That allegorical thinking could be, too, the community. The commune of the forest, the commune of the people.

What, the people—the person?

What, the forest—the tree?

When we’re researching, we’re looking at the people and we’re looking for the person. When we walk in the forest—bathing as it’s now called—we’re looking at the forest, and too, we’re looking for the tree.

THE SYMBOLISM OF THE TREE

The Clustering of Customers,
the Typing of People,
From the One
to the Many.

As a veteran of hundreds of hours of focus groups, sessions, store interceptions and onsite consumer reviews, I find a forest, but am I close enough to the tree?

I was thinking about this the other day, walking in a relatively young forest — 90 years old, I’d guess — on Decatur Island, where my second studio is. Walking in that forest, I was studying the trees, and recalling some influential poetic meditations on the nature of a forest as a collaborative self-funding ecosystem. Trees lay the raiment of place, made in the optimization of the rightfully tree-engineered soils, moisture conditions, sunlight searching, for them.

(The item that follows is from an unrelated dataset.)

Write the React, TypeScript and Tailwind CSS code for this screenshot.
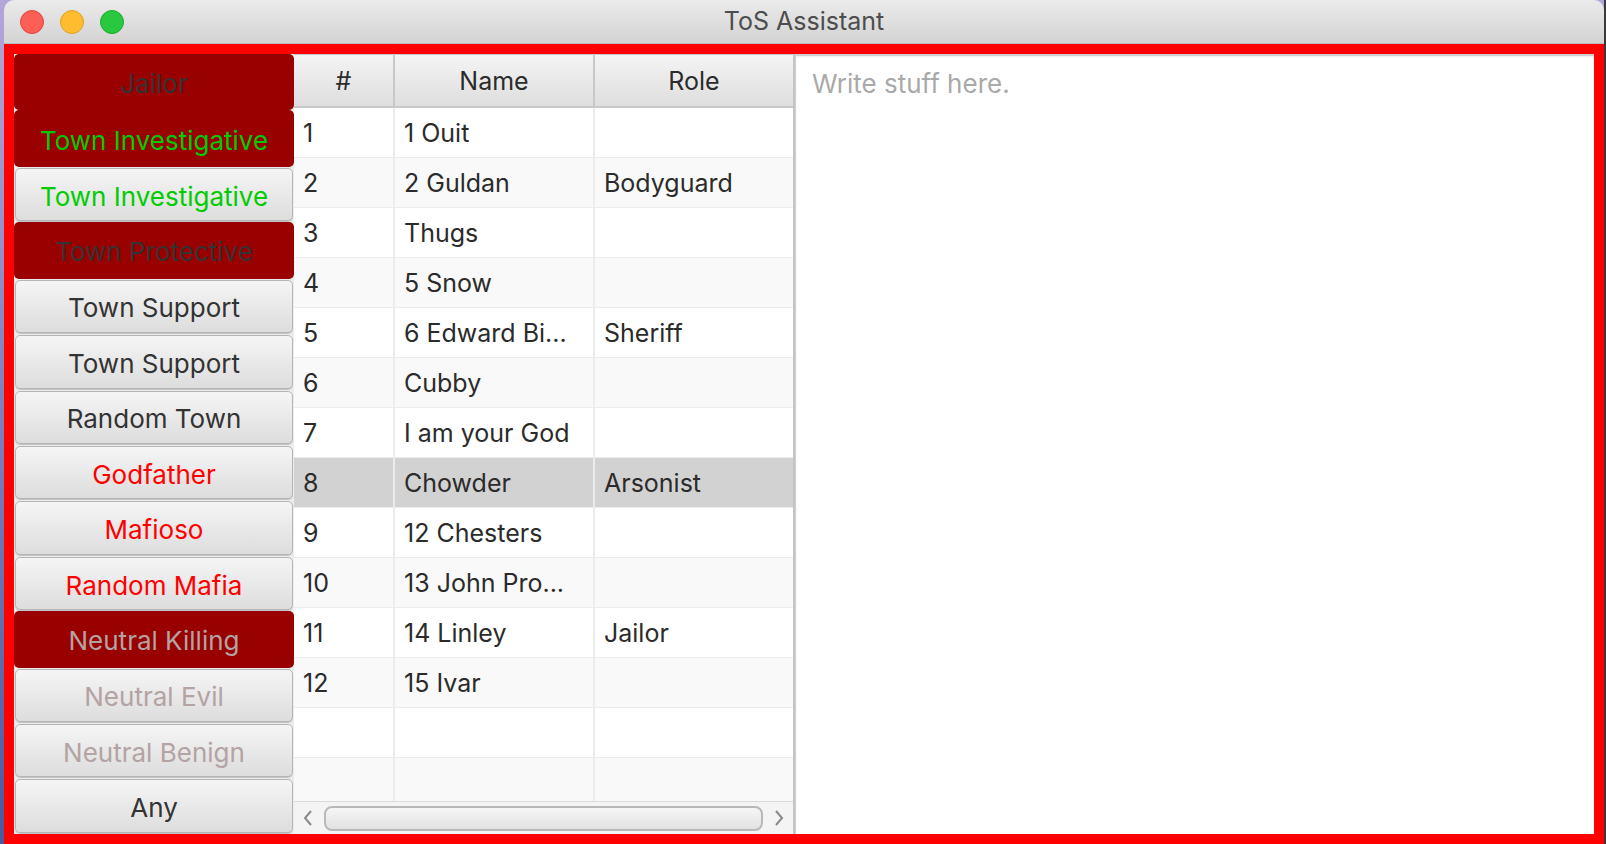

Rains came, and the drops in the silence of the forest [no raindrops reached the forest floor] reminded me of the bark, wet channels — water slowly coursing the rough canyoning of the bark’s surface texture and saved in slowness, gradually seeps into the soil — the trunk makes it so — the longline of its skyward stance, draws it down like a channel. Looking cloud-ward from the earthbound stance of the forest, you can see the sun — but what you might also note is the fulfillment of the shadowed world — trees create their own light-trapping interlacement — they reach out to hold all they can. To us below, it is darkened in mystery and lightless-ness.

But as I study — each tree has its own story to tell — how it will create its own misted transpiration — a breathing through the community of its forest members, moisture and gaseous exchanges roiling in the quiet corridors of old green wisdom.

But the trees are different, and the forest is a community of relationships — and so too the telling of each story — hardwood and soft, deciduous and coniferous, newly sprung or decades old. They’re all trees, they’re all in the same grove, but they’re different.

In the walk of relationships, the circling of community, the circumspect study of people, teams, demographies and categories — to each, we know, different.

THE SYMBOLISM OF THE TREE

In our experience, we gather and build committed communities of relationships — carriers of stories that they hold about the brand. It’s their brand, their story — the hold and carry it on to others. In the fluency of flowing storytelling, gathering them together, we can talk to them, work with them, and recognize their differences in the minutiae of how they tell the story of their lives, and the turning circle of their relationships to each other, and how, finally, they relate, they carry, the brand.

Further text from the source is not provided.